Credit: Harry Marshall

A major new research project will investigate how and why groups of animals from the same species fight one another.

By focussing on warlike species – mongooses and termites – researchers aim to understand how evolution can lead to extreme aggression between groups, the consequences of this and the factors that can lead to peace.

The results will help to explain why violence between rival groups evolves in some species but not others, or between some groups and not others – with implications for our understanding of human evolution.

The research team, led by Professor Michael Cant at the University of Exeter, includes the universities of Cambridge, York, Swansea and Bielefeld, Germany, and a field team based in Uganda.

Professor Cant and his team have been awarded a €3 million Advanced Grant by the European Research Council (ERC).

“An outstanding problem in evolutionary biology is to explain how cooperative groups evolve by natural selection,” said Professor Cant, from the Centre for Ecology and Conservation on Exeter’s Penryn Campus in Cornwall.

“Classic research on this question has shown that factors that operate within the group, such as kinship and reciprocity, can select for altruism.

“Yet there is now substantial evidence from humans and other social animals that conflict between groups – or warfare – can also exert a profound influence on social behaviour.

“Intergroup conflict could in principle act as a fundamental moulding force in the evolution of animal societies, shaping not just behaviour but also life history and social organisation, but this idea has not been tested.

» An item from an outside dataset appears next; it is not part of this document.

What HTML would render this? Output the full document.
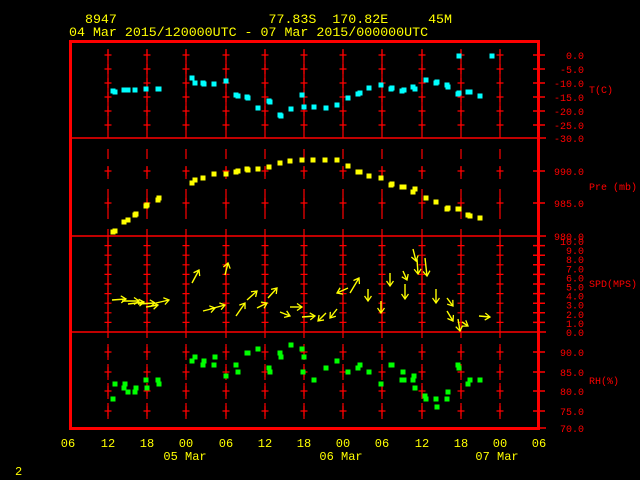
<!DOCTYPE html>
<html><head><style>
html,body{margin:0;padding:0;background:#000;width:640px;height:480px;overflow:hidden}
svg{display:block}
text{font-family:"Liberation Mono",monospace;}
</style></head><body>
<svg width="640" height="480" viewBox="0 0 640 480" xmlns="http://www.w3.org/2000/svg">
<defs>
<path id="c" d="M-3.5 0H3.5M0 -5V5" stroke="#f00" stroke-width="1.2" fill="none"/>
<path id="vcol" stroke="#f00" stroke-width="1.2" fill="none" d="M0 49V138 M0 149V159M0 167V179M0 189V219M0 229V332 M0 332V338M0 344V360M0 364V380M0 383V399M0 403V419"/>
<rect id="pc" x="-2.5" y="-2.5" width="5" height="5" fill="#0ff"/>
<rect id="py" x="-2.5" y="-2.5" width="5" height="5" fill="#ff0"/>
<rect id="pg" x="-2.5" y="-2.5" width="5" height="5" fill="#0f0"/>
<marker id="ah" markerWidth="8" markerHeight="8" refX="6" refY="4" orient="auto" markerUnits="userSpaceOnUse"><path d="M1 0.5L6 4L1 7.5" stroke="#ff0" stroke-width="1.3" fill="none"/></marker>
<g id="crosscol">
<use href="#c" y="55"/><use href="#c" y="69"/><use href="#c" y="83"/><use href="#c" y="97"/><use href="#c" y="111"/><use href="#c" y="125"/>
<use href="#c" y="171"/><use href="#c" y="203"/>
<use href="#c" y="245.6"/><use href="#c" y="255.2"/><use href="#c" y="264.8"/><use href="#c" y="274.4"/><use href="#c" y="284"/><use href="#c" y="293.6"/><use href="#c" y="303.2"/><use href="#c" y="312.8"/><use href="#c" y="322.4"/>
<use href="#c" y="352"/><use href="#c" y="372"/><use href="#c" y="391"/><use href="#c" y="411"/>
</g>
</defs>
<g fill="#ff0" font-size="13.3">
<text x="69" y="23" xml:space="preserve">  8947                   77.83S  170.82E     45M</text>
<text x="69" y="36" xml:space="preserve">04 Mar 2015/120000UTC - 07 Mar 2015/000000UTC</text>
</g>
<g>
<use href="#vcol" x="108"/><use href="#vcol" x="147"/><use href="#vcol" x="186"/><use href="#vcol" x="226"/><use href="#vcol" x="265"/><use href="#vcol" x="304"/><use href="#vcol" x="343"/><use href="#vcol" x="382"/><use href="#vcol" x="422"/><use href="#vcol" x="461"/><use href="#vcol" x="500"/>
</g>
<use href="#crosscol" x="108"/><use href="#crosscol" x="147"/><use href="#crosscol" x="186"/><use href="#crosscol" x="226"/><use href="#crosscol" x="265"/><use href="#crosscol" x="304"/><use href="#crosscol" x="343"/><use href="#crosscol" x="382"/><use href="#crosscol" x="422"/><use href="#crosscol" x="461"/><use href="#crosscol" x="500"/>
<rect x="70.5" y="41.5" width="468" height="387" fill="none" stroke="#f00" stroke-width="3"/>
<g stroke="#f00" stroke-width="1.5">
<line x1="70" y1="138" x2="546" y2="138"/>
<line x1="70" y1="236" x2="546" y2="236"/>
<line x1="70" y1="332" x2="546" y2="332"/>
<line x1="538" y1="428" x2="546" y2="428"/>
<path d="M533 55H545M533 69H545M533 83H545M533 97H545M533 111H545M533 125H545M533 171H545M533 203H545M533 245.6H545M533 255.2H545M533 264.8H545M533 274.4H545M533 284H545M533 293.6H545M533 303.2H545M533 312.8H545M533 322.4H545M533 352H545M533 372H545M533 391H545M533 411H545"/>
</g>
<g fill="#f00" font-size="10" text-anchor="end">
<text x="584" y="59">0.0</text><text x="584" y="73">-5.0</text><text x="584" y="87">-10.0</text><text x="584" y="101">-15.0</text><text x="584" y="115">-20.0</text><text x="584" y="129">-25.0</text><text x="584" y="142">-30.0</text>
<text x="584" y="175">990.0</text><text x="584" y="207">985.0</text><text x="584" y="240">980.0</text>
<text x="584" y="245">10.0</text><text x="584" y="254.1">9.0</text><text x="584" y="263.2">8.0</text><text x="584" y="272.3">7.0</text><text x="584" y="281.4">6.0</text><text x="584" y="290.5">5.0</text><text x="584" y="299.6">4.0</text><text x="584" y="308.7">3.0</text><text x="584" y="317.8">2.0</text><text x="584" y="326.9">1.0</text><text x="584" y="336">0.0</text>
<text x="584" y="356">90.0</text><text x="584" y="376">85.0</text><text x="584" y="395">80.0</text><text x="584" y="415">75.0</text><text x="584" y="432">70.0</text>
</g>
<g fill="#f00" font-size="10">
<text x="589" y="93">T(C)</text><text x="589" y="190">Pre (mb)</text><text x="589" y="287">SPD(MPS)</text><text x="589" y="384">RH(%)</text>
</g>
<g fill="#ff0" font-size="12" text-anchor="middle">
<text x="68" y="447">06</text><text x="108" y="447">12</text><text x="147" y="447">18</text><text x="186" y="447">00</text><text x="226" y="447">06</text><text x="265" y="447">12</text><text x="304" y="447">18</text><text x="343" y="447">00</text><text x="382" y="447">06</text><text x="422" y="447">12</text><text x="461" y="447">18</text><text x="500" y="447">00</text><text x="539" y="447">06</text>
<text x="185" y="460">05 Mar</text><text x="341" y="460">06 Mar</text><text x="497" y="460">07 Mar</text>
</g>
<text x="15" y="475" fill="#ff0" font-size="12">2</text>
<g>
<use href="#pc" x="113" y="91"/><use href="#pc" x="115" y="92"/><use href="#pc" x="124" y="90"/><use href="#pc" x="128" y="90"/><use href="#pc" x="135" y="90"/><use href="#pc" x="146" y="89"/><use href="#pc" x="158" y="89"/><use href="#pc" x="159" y="89"/>
<use href="#pc" x="192" y="78"/><use href="#pc" x="195" y="83"/><use href="#pc" x="203" y="83"/><use href="#pc" x="204" y="84"/><use href="#pc" x="214" y="84"/><use href="#pc" x="226" y="81"/><use href="#pc" x="236" y="95"/><use href="#pc" x="238" y="96"/><use href="#pc" x="247" y="97"/><use href="#pc" x="248" y="98"/><use href="#pc" x="258" y="108"/><use href="#pc" x="269" y="101"/><use href="#pc" x="270" y="102"/><use href="#pc" x="280" y="115"/><use href="#pc" x="281" y="116"/><use href="#pc" x="291" y="109"/><use href="#pc" x="302" y="95"/><use href="#pc" x="304" y="107"/><use href="#pc" x="314" y="107"/><use href="#pc" x="326" y="108"/>
<use href="#pc" x="337" y="105"/><use href="#pc" x="348" y="98"/><use href="#pc" x="358" y="94"/><use href="#pc" x="360" y="93"/><use href="#pc" x="369" y="88"/><use href="#pc" x="381" y="85"/><use href="#pc" x="391" y="89"/><use href="#pc" x="392" y="88"/><use href="#pc" x="402" y="91"/><use href="#pc" x="404" y="90"/><use href="#pc" x="413" y="87"/><use href="#pc" x="415" y="89"/><use href="#pc" x="426" y="80"/><use href="#pc" x="436" y="83"/><use href="#pc" x="437" y="82"/><use href="#pc" x="447" y="85"/><use href="#pc" x="448" y="87"/><use href="#pc" x="458" y="94"/><use href="#pc" x="459" y="93"/><use href="#pc" x="468" y="92"/><use href="#pc" x="470" y="92"/><use href="#pc" x="480" y="96"/><use href="#pc" x="459" y="56"/><use href="#pc" x="492" y="56"/>
</g>
<g>
<use href="#py" x="113" y="232"/><use href="#py" x="115" y="231"/><use href="#py" x="124" y="222"/><use href="#py" x="128" y="220"/><use href="#py" x="135" y="215"/><use href="#py" x="136" y="214"/><use href="#py" x="146" y="206"/><use href="#py" x="147" y="205"/><use href="#py" x="158" y="200"/><use href="#py" x="159" y="198"/>
<use href="#py" x="192" y="183"/><use href="#py" x="195" y="180"/><use href="#py" x="203" y="178"/><use href="#py" x="214" y="174"/><use href="#py" x="226" y="174"/><use href="#py" x="236" y="172"/><use href="#py" x="238" y="171"/><use href="#py" x="247" y="169"/><use href="#py" x="248" y="170"/><use href="#py" x="258" y="169"/><use href="#py" x="269" y="167"/><use href="#py" x="280" y="163"/><use href="#py" x="290" y="161"/><use href="#py" x="302" y="160"/><use href="#py" x="313" y="160"/><use href="#py" x="325" y="160"/>
<use href="#py" x="337" y="160"/><use href="#py" x="348" y="166"/><use href="#py" x="358" y="172"/><use href="#py" x="360" y="172"/><use href="#py" x="369" y="176"/><use href="#py" x="381" y="178"/><use href="#py" x="391" y="185"/><use href="#py" x="392" y="184"/><use href="#py" x="402" y="187"/><use href="#py" x="404" y="187"/><use href="#py" x="413" y="192"/><use href="#py" x="415" y="189"/><use href="#py" x="426" y="198"/><use href="#py" x="436" y="202"/><use href="#py" x="447" y="209"/><use href="#py" x="448" y="208"/><use href="#py" x="458" y="209"/><use href="#py" x="459" y="209"/><use href="#py" x="468" y="215"/><use href="#py" x="470" y="216"/><use href="#py" x="480" y="218"/>
</g>
<g>
<use href="#pg" x="113" y="399"/><use href="#pg" x="115" y="384"/><use href="#pg" x="124" y="388"/><use href="#pg" x="125" y="384"/><use href="#pg" x="128" y="392"/><use href="#pg" x="135" y="392"/><use href="#pg" x="136" y="388"/><use href="#pg" x="146" y="380"/><use href="#pg" x="147" y="388"/><use href="#pg" x="158" y="380"/><use href="#pg" x="159" y="384"/>
<use href="#pg" x="192" y="361"/><use href="#pg" x="195" y="357"/><use href="#pg" x="203" y="365"/><use href="#pg" x="204" y="361"/><use href="#pg" x="214" y="365"/><use href="#pg" x="215" y="357"/><use href="#pg" x="226" y="376"/><use href="#pg" x="236" y="365"/><use href="#pg" x="238" y="372"/><use href="#pg" x="247" y="353"/><use href="#pg" x="248" y="353"/><use href="#pg" x="258" y="349"/><use href="#pg" x="269" y="368"/><use href="#pg" x="270" y="372"/><use href="#pg" x="280" y="353"/><use href="#pg" x="281" y="357"/><use href="#pg" x="291" y="345"/><use href="#pg" x="302" y="349"/><use href="#pg" x="304" y="357"/><use href="#pg" x="303" y="372"/><use href="#pg" x="314" y="380"/>
<use href="#pg" x="326" y="368"/><use href="#pg" x="337" y="361"/><use href="#pg" x="348" y="372"/><use href="#pg" x="358" y="368"/><use href="#pg" x="360" y="365"/><use href="#pg" x="369" y="372"/><use href="#pg" x="381" y="384"/><use href="#pg" x="391" y="365"/><use href="#pg" x="392" y="365"/><use href="#pg" x="403" y="372"/><use href="#pg" x="402" y="380"/><use href="#pg" x="404" y="380"/><use href="#pg" x="413" y="380"/><use href="#pg" x="414" y="376"/><use href="#pg" x="415" y="388"/><use href="#pg" x="425" y="396"/><use href="#pg" x="426" y="399"/><use href="#pg" x="436" y="399"/><use href="#pg" x="437" y="407"/><use href="#pg" x="447" y="399"/><use href="#pg" x="448" y="392"/><use href="#pg" x="458" y="365"/><use href="#pg" x="459" y="368"/><use href="#pg" x="468" y="384"/><use href="#pg" x="470" y="380"/><use href="#pg" x="480" y="380"/>
</g>
<g stroke="#ff0" stroke-width="1.4" fill="none" marker-end="url(#ah)">
<line x1="112" y1="300" x2="126" y2="299"/>
<line x1="122" y1="301" x2="139" y2="301"/>
<line x1="128" y1="304" x2="144" y2="302"/>
<line x1="138" y1="304" x2="155" y2="303"/>
<line x1="146" y1="307" x2="158" y2="305"/>
<line x1="156" y1="303" x2="169" y2="300"/>
<line x1="192" y1="283" x2="199" y2="270"/>
<line x1="225" y1="275" x2="228" y2="263"/>
<line x1="203" y1="311" x2="215" y2="308"/>
<line x1="210" y1="309" x2="225" y2="305"/>
<line x1="236" y1="316" x2="245" y2="303"/>
<line x1="247" y1="300" x2="257" y2="291"/>
<line x1="257" y1="308" x2="267" y2="303"/>
<line x1="268" y1="298" x2="277" y2="288"/>
<line x1="280" y1="312" x2="290" y2="316"/>
<line x1="290" y1="307" x2="302" y2="307"/>
<line x1="302" y1="317" x2="315" y2="316"/>
<line x1="326" y1="313" x2="318" y2="321"/>
<line x1="337" y1="309" x2="330" y2="318"/>
<line x1="348" y1="288" x2="337" y2="293"/>
<line x1="350" y1="293" x2="359" y2="278"/>
<line x1="368" y1="289" x2="368" y2="301"/>
<line x1="381" y1="301" x2="381" y2="313"/>
<line x1="390" y1="273" x2="390" y2="286"/>
<line x1="403" y1="271" x2="407" y2="280"/>
<line x1="405" y1="284" x2="405" y2="299"/>
<line x1="413" y1="249" x2="416" y2="261"/>
<line x1="417" y1="259" x2="418" y2="274"/>
<line x1="425" y1="258" x2="427" y2="276"/>
<line x1="436" y1="289" x2="436" y2="303"/>
<line x1="447" y1="298" x2="453" y2="306"/>
<line x1="447" y1="311" x2="453" y2="321"/>
<line x1="458" y1="319" x2="460" y2="331"/>
<line x1="462" y1="322" x2="468" y2="326"/>
<line x1="479" y1="316" x2="490" y2="317"/>
</g>
</svg>
</body></html>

“We will test this hypothesis through an integrated theory, field and lab study using two animal societies as model systems.

“The outcome will be a significant advance in our understanding of how social life forms and societies evolve.”

The researchers will study a wild population of banded mongooses in Uganda and a lab population of dampwood termites in Cornwall.

This project, entitled “Intergroup conflict and the evolution of animal societies”, is one of 255 included in new grants awarded by the ERC to outstanding researchers across Europe.

Iliana Ivanova, Commissioner for Innovation, Research, Culture, Education and Youth, said: “These grants will not only support leading researchers in pushing the boundaries of knowledge, but also create some 2,500 jobs for postdoctoral fellows, PhD students and other research staff across Europe.

“This investment nurtures the next generation of brilliant minds.

“I look forward to seeing the resulting breakthroughs and fresh advancements in the years ahead.”